Vous la prenez comment, la vie ?

Je la prends comme elle est. Il faut pas lui demander de trop, il faut prendre ce qu’elle vous donne. Il faut faire un effort, mais il faut pas vouloir dominer le monde quand on ne peut pas. On est heureux quand même. Alors oui, j’ai mal aux pieds et puis j’ai tellement travaillé que j’ai la colonne vertébrale... J’ai du mal à marcher.

 

Ça vous fait peur de ne plus pouvoir sortir un jour ?

Il le faut, sortir, mais pour ce qu’il y a à voir dans la rue... Le spectacle est pas tellement beau ! Si : je vois les grues sur le chantier d’en face, eh bien ça, ça m’intéresse figurez-vous. Les grues se reflètent dans la fenêtre en face, la nuit quand je me réveille, c’est tout éclairé. Elles passent par-dessus l’immeuble, elles sont très hautes... Alors quand je fais ma pause à l’arrêt de bus je suis juste en face, je regarde, ça me plaît. J’aurais aimé avoir un petit-fils ingénieur.

 

Yvonne, quand vous rêvez, c’est d’aujourd’hui ou de temps lointains ?

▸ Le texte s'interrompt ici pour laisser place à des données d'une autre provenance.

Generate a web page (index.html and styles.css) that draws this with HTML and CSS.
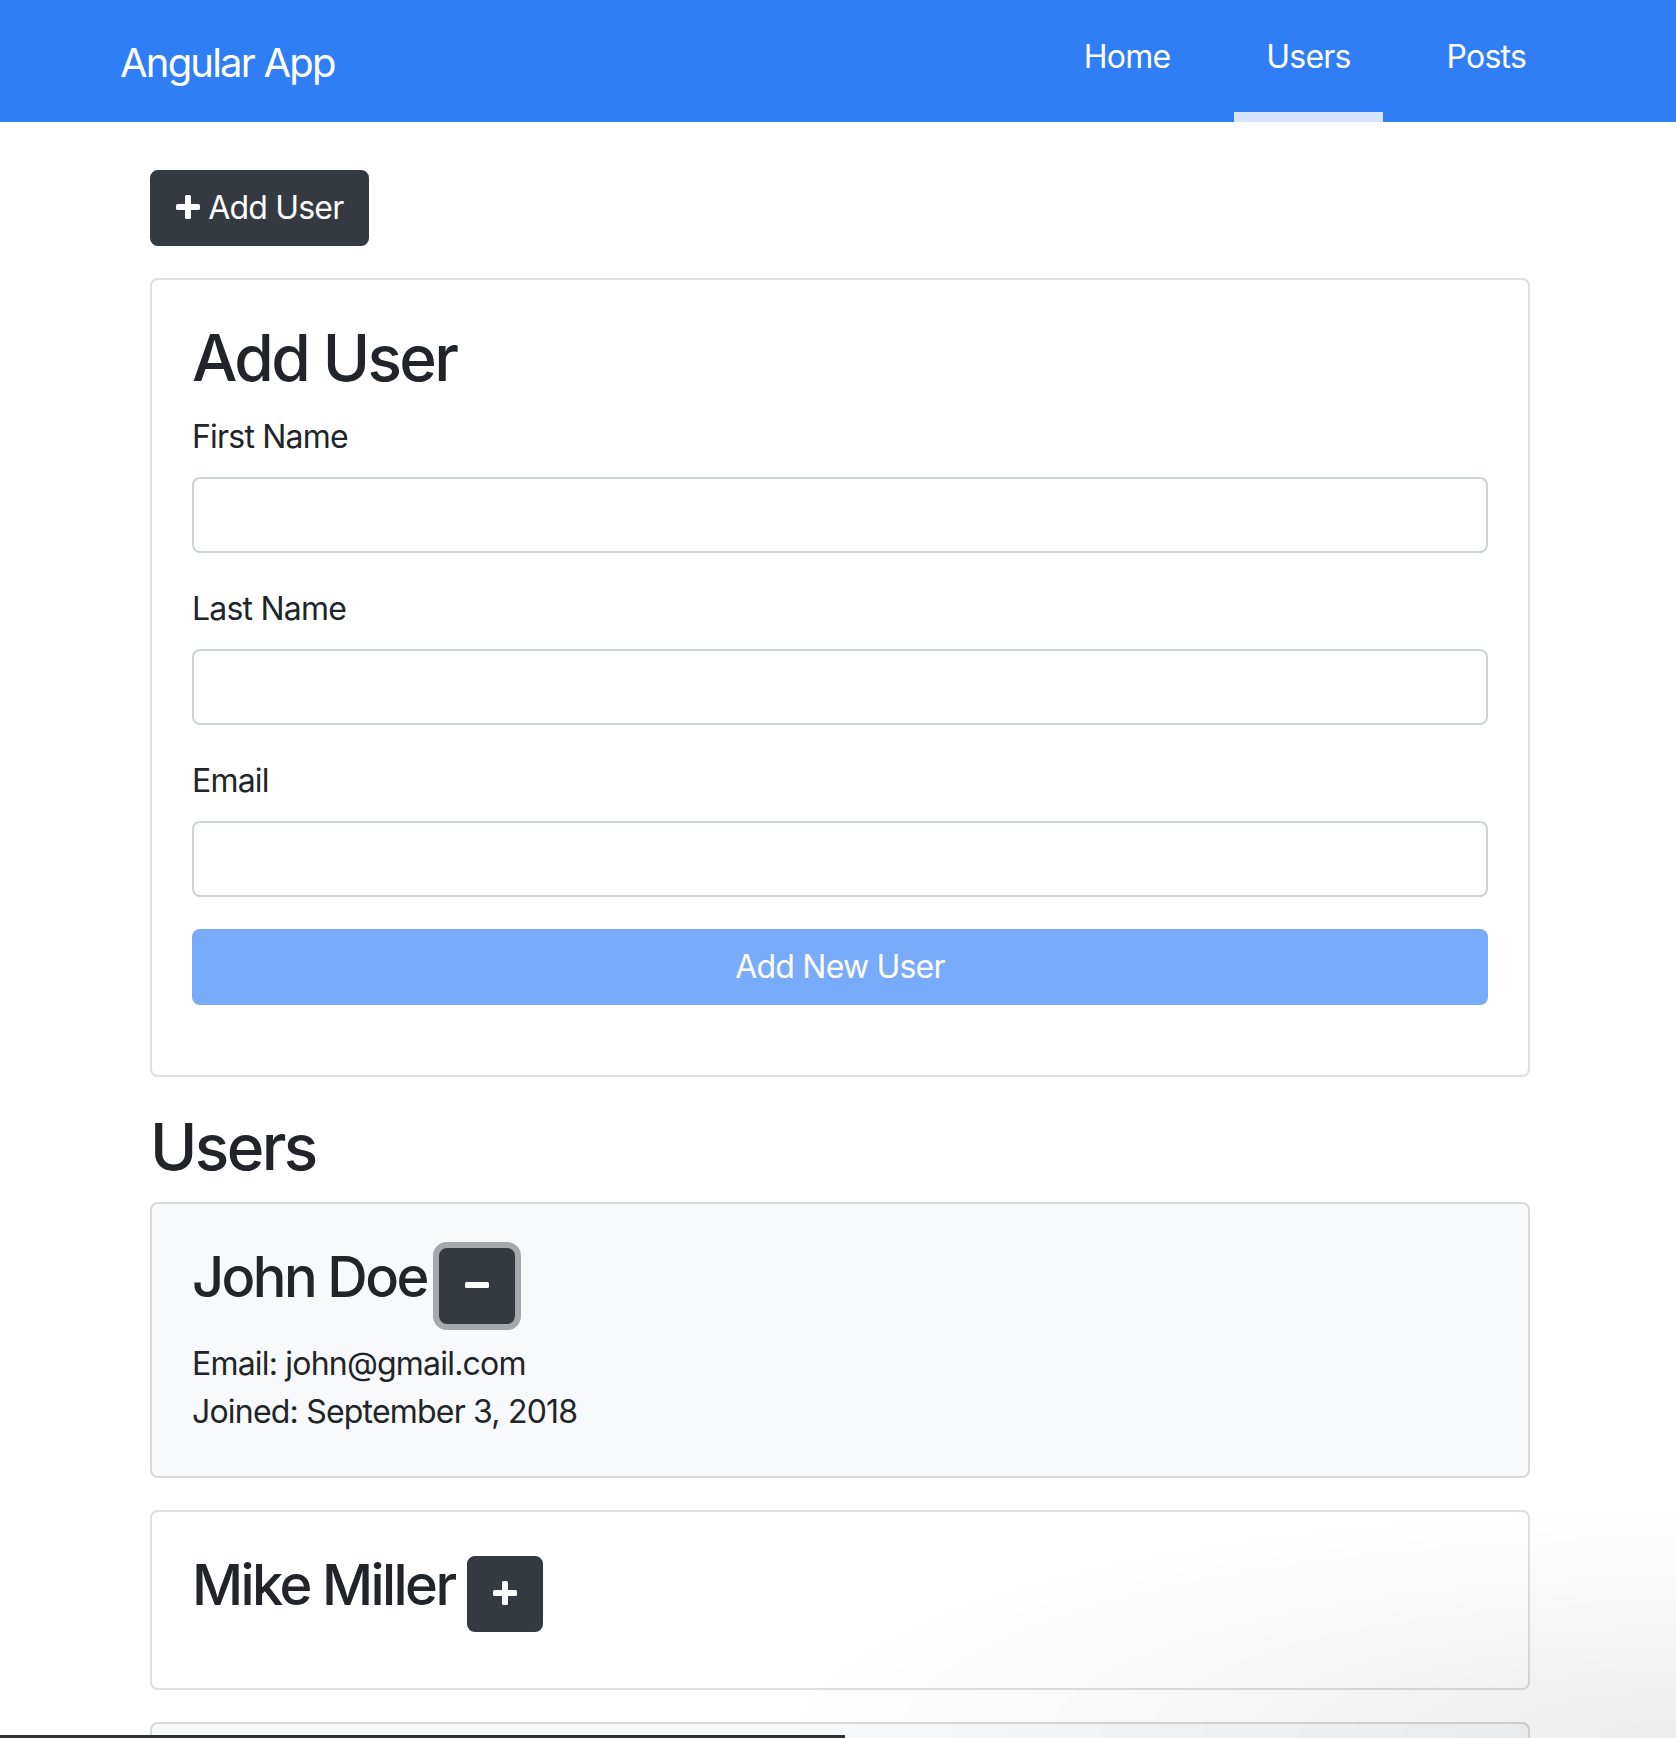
FILE: index.html
```html
<!DOCTYPE html>
<html lang="en">
<head>
<meta charset="utf-8">
<title>Angular App</title>
<link rel="stylesheet" href="styles.css">
</head>
<body>
<nav class="navbar">
  <div class="navbar-inner">
    <a class="brand" href="#">Angular App</a>
    <ul class="nav">
      <li><a class="nav-link" href="#">Home</a></li>
      <li><a class="nav-link active" href="#">Users</a></li>
      <li><a class="nav-link" href="#">Posts</a></li>
    </ul>
  </div>
</nav>

<main class="container">
  <div class="toolbar">
    <button class="btn btn-dark" type="button"><svg class="icon" viewBox="0 0 24 24" width="24" height="24"><rect x="9" y="0" width="6" height="24" rx="1.5"/><rect x="0" y="9" width="24" height="6" rx="1.5"/></svg> Add User</button>
  </div>

  <div class="card">
    <div class="card-body">
      <h2 class="heading">Add User</h2>
      <form class="user-form">
        <div class="form-group">
          <label class="label">First Name</label>
          <input class="form-control" type="text">
        </div>
        <div class="form-group">
          <label class="label">Last Name</label>
          <input class="form-control" type="text">
        </div>
        <div class="form-group">
          <label class="label">Email</label>
          <input class="form-control" type="email">
        </div>
        <button class="btn btn-primary btn-block" type="submit" disabled>Add New User</button>
      </form>
    </div>
  </div>

  <h2 class="heading">Users</h2>
  <ul class="user-list">
    <li class="card card-light">
      <div class="card-body">
        <h3 class="user-name">John Doe <button class="btn btn-dark btn-icon is-focused" type="button"><svg class="icon" viewBox="0 0 24 24" width="24" height="24"><rect x="0" y="9" width="24" height="6" rx="1.5"/></svg></button></h3>
        <ul class="details">
          <li>Email: john@gmail.com</li>
          <li>Joined: September 3, 2018</li>
        </ul>
      </div>
    </li>
    <li class="card">
      <div class="card-body">
        <h3 class="user-name">Mike Miller <button class="btn btn-dark btn-icon" type="button"><svg class="icon" viewBox="0 0 24 24" width="24" height="24"><rect x="9" y="0" width="6" height="24" rx="1.5"/><rect x="0" y="9" width="24" height="6" rx="1.5"/></svg></button></h3>
      </div>
    </li>
    <li class="card card-light card-cut"></li>
  </ul>
</main>

<div class="screen-shadow"></div>
<div class="dock-edge"></div>
</body>
</html>
```

FILE: styles.css
```css
* {
  box-sizing: border-box;
}

html {
  overflow: hidden;
}

body {
  margin: 0;
  font-family: Inter, "Noto Sans", sans-serif;
  font-size: 32px;
  line-height: 48px;
  letter-spacing: -0.8px;
  color: #212529;
  background: #ffffff;
}

/* ---------- navbar ---------- */
.navbar {
  background: #2f7ef6;
  height: 122px;
}

.navbar-inner {
  width: 1438px;
  height: 100%;
  margin-left: 120px;
  display: flex;
  justify-content: space-between;
  align-items: flex-start;
}

.brand {
  color: #ffffff;
  text-decoration: none;
  font-size: 40px;
  line-height: 60px;
  letter-spacing: -1.8px;
  margin-top: 33px;
}

.nav {
  list-style: none;
  margin: 0;
  padding: 0;
  display: flex;
  gap: 32px;
  height: 100%;
}

.nav-link {
  display: block;
  height: 122px;
  padding: 33px 32px 0;
  color: #ffffff;
  text-decoration: none;
}

.nav-link.active {
  box-shadow: inset 0 -10px 0 #d6e4fd;
}

/* ---------- content ---------- */
.container {
  width: 1380px;
  margin: 48px 0 0 150px;
}

.toolbar {
  display: flex;
  margin-bottom: 32px;
}

.btn {
  display: inline-block;
  margin: 0;
  font-family: inherit;
  font-size: 32px;
  font-weight: 400;
  line-height: 48px;
  letter-spacing: -0.8px;
  padding: 12px 24px;
  border: 2px solid transparent;
  border-radius: 8px;
  color: #ffffff;
  text-align: center;
  vertical-align: baseline;
  cursor: pointer;
}

.btn-dark {
  background: #343a40;
  border-color: #343a40;
}

.btn-primary {
  background: #78abf9;
  border-color: #78abf9;
}

.btn-block {
  display: block;
  width: 100%;
}

.icon {
  fill: #ffffff;
  vertical-align: baseline;
}

.is-focused {
  box-shadow: 0 0 0 6px rgba(82, 88, 93, 0.5);
}

.card {
  background: #ffffff;
  border: 2px solid rgba(0, 0, 0, 0.125);
  border-radius: 8px;
  margin-bottom: 32px;
}

.card-light {
  background: #f8f9fa;
}

.card-body {
  padding: 40px;
}

.heading {
  margin: 0 0 16px;
  font-size: 64px;
  font-weight: 500;
  line-height: 76.8px;
  letter-spacing: -2.6px;
}

.user-form {
  margin: 0 0 30px;
}

.form-group {
  margin-bottom: 32px;
}

.label {
  display: block;
  margin-bottom: 16px;
}

.form-control {
  display: block;
  width: 100%;
  height: 76px;
  padding: 12px 24px;
  font-family: inherit;
  font-size: 32px;
  color: #495057;
  background: #ffffff;
  border: 2px solid #ced4da;
  border-radius: 8px;
}

.user-list {
  list-style: none;
  margin: 0;
  padding: 0;
}

.user-name {
  margin: 0 0 16px;
  font-size: 56px;
  font-weight: 500;
  line-height: 67.2px;
  letter-spacing: -2.6px;
}

.details {
  list-style: none;
  margin: 0;
  padding: 0;
}

.card-cut {
  height: 200px;
}

/* ---------- screenshot edge artifacts (overlay) ---------- */
.screen-shadow {
  position: fixed;
  right: 0;
  bottom: 0;
  width: 900px;
  height: 230px;
  pointer-events: none;
  background: radial-gradient(ellipse 900px 230px at 100% 100%, rgba(0, 0, 0, 0.07), rgba(0, 0, 0, 0));
}

.dock-edge {
  position: fixed;
  left: 0;
  bottom: 0;
  width: 845px;
  height: 3px;
  background: #2e3033;
}
```
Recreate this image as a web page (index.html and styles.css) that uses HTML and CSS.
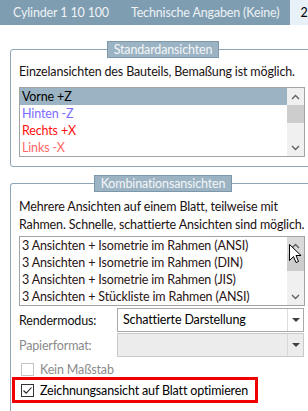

Oh les rêves, c’est extraordinaire. On peut revoir certains visages. Mais mon mari, je ne l’ai jamais revu en rêve. Comme mes parents. Parce que dans les rêves, parfois, les personnages portent les noms des gens qu’on a connus, mais ils n’ont pas leurs visages. (Tic-tac de la pendule) Vous savez, le cerveau, c’est extraordinaire. Comme dans ma vie j’ai beaucoup tricoté, je me souviens d’un pull que je faisais pour un de mes arrière-petits-fils. Je n’y arrivais pas, au lieu de faire des mailles à l’endroit, dans mon idée c’était des mailles à l’envers qu’il fallait faire. Mais elles n’étaient pas placées où il fallait, je n’y arrivais pas.... Et bien j’ai trouvé l’astuce dans mon sommeil : je me suis levée, j’ai fait exactement ce que j’avais rêvé et c’était ça ! J’avais lu qu’un horloger réparait ses réveils comme ça, dans son sommeil - eh bien moi, c’était le tricot.